Walmart announced it’s snapping up telehealth provider MeMD to give consumers nationwide access to virtual urgent care, mental health services, and primary care—which will complement its in-person options at Walmart’s Health Centers. The deal is expected to close in the coming months, according to the retail giant.
By buying into telehealth, Walmart gains another avenue to grow its healthcare business nationally without investing more in brick-and-mortar stores.
- Earlier this year, Insider reported Walmart is likely slowing down on its original plan to build 4,000 clinics by 2029. It still plans to open up 22 clinics this year in addition to the 20 it already has, but its original aggressive expansion strategy likely won’t come to fruition thanks to leadership changes and “competing business priorities” that arose from the pandemic.

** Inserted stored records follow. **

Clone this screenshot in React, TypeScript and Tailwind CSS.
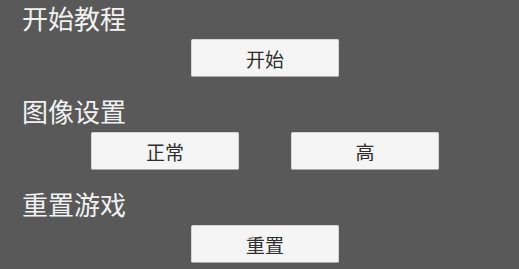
const font = "font-['Noto_Sans_CJK_SC','Noto_Sans',sans-serif]";

function MenuButton({ label }: { label: string }) {
  return (
    <button
      type="button"
      className="flex h-[38px] w-[148px] items-center justify-center rounded-[2px] border border-[#d4d4d4] border-b-[#a9a9a9] bg-[#f5f5f5] text-[19px] leading-none text-[#2e2e2e]"
    >
      {label}
    </button>
  );
}

function Section({ title, children }: { title: string; children: React.ReactNode }) {
  return (
    <div className="flex h-[93px] flex-col">
      <div className="h-[32px] pl-[22px] text-[26px] leading-[32px] text-[#f2f2f2]">{title}</div>
      <div className="mt-[5px] flex justify-center gap-[52px] pl-[11px]">{children}</div>
    </div>
  );
}

export default function App() {
  return (
    <div className={`h-[269px] w-[519px] overflow-hidden bg-[#595959] pt-[2px] ${font}`}>
      <Section title="开始教程">
        <MenuButton label="开始" />
      </Section>
      <Section title="图像设置">
        <MenuButton label="正常" />
        <MenuButton label="高" />
      </Section>
      <Section title="重置游戏">
        <MenuButton label="重置" />
      </Section>
    </div>
  );
}
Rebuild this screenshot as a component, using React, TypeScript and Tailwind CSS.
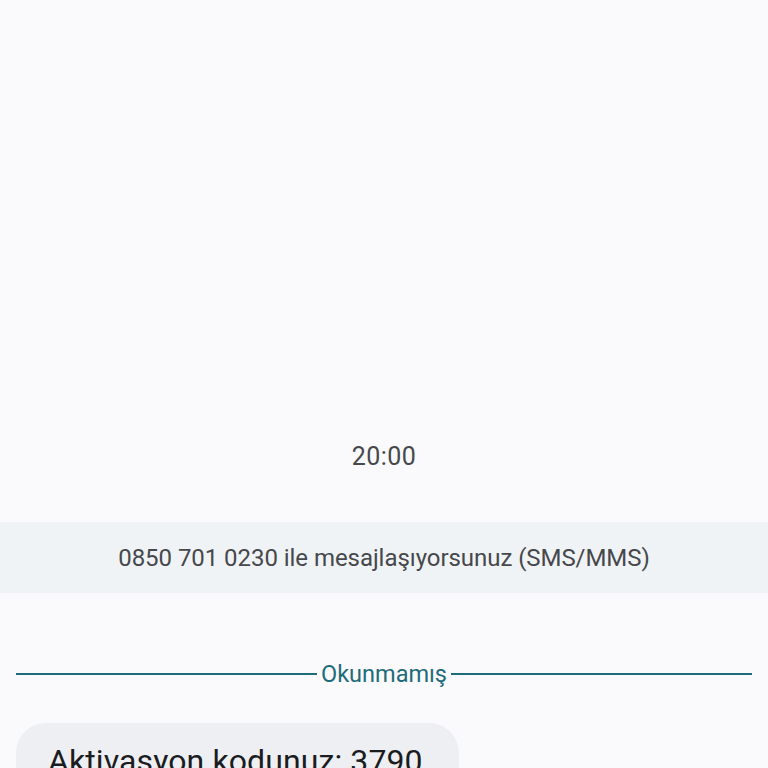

- MeMD gives Walmart an opportunity to tap its loyal customer base and lure them to telemental health services—an area of telehealth that’s in particularly high demand. While telehealth adoption for primary care began to drop off over the past month, telemental health usage remains high as the US’ mental health crisis worsens alongside the pandemic. We think MeMD’s mental health services fueled Walmart’s interest: MeMD offers psychiatry services in addition to virtual therapy for both adults and kids (pediatric telepsychiatry a relatively unexplored space by other telehealth vendors).
- So, it appears Walmart isn’t halting its healthcare drive, despite its decelerated clinic expansion. Walmart’s plan could be to grow greater mindshare among health consumers with a low-cost telehealth business so that when it’s stores eventually open, it already has a receptive consumer base to lean on.
Walmart’s move into telehealth underscores a trend: Retail giants like CVS are entering the virtual care space, and their in-person clinics may give them a competitive edge over telehealth-only vendors:
- Walmart and CVS are also diving deeper into telehealth—and since they already have physical clinics, they’ll appeal to an increasing number of consumers interested in hybrid care. For example, CVS says its piloting mental health services in stores in addition to leaning more heavily into its e-clinic telehealth solution. This strategy should help lure in new consumers: As the US adjusts to a post-vaccine “new normal,” many consumers will likely prefer the flexibility to choose between in-person and virtual care when needed, per Amwell’s 2020 Physician and Consumer survey.
- This means telehealth vendors like Teladoc that lack a physical clinic presence could have a tough time competing. Unlike Walmart, vendors like Teladoc have yet to offer traditional in-person care—not having this option could cause patients to move toward Walmart, CVS, and eventually Amazon for their virtual care services instead: Although Amazon’s clinics aren’t on the same widespread scale as Walmart and CVS, it does have some employee clinics in partnership with Crossover Health, for instance. This could be a further blow to virtual-only companies like Teladoc, whose management has already revealed it expects little growth in membership this year.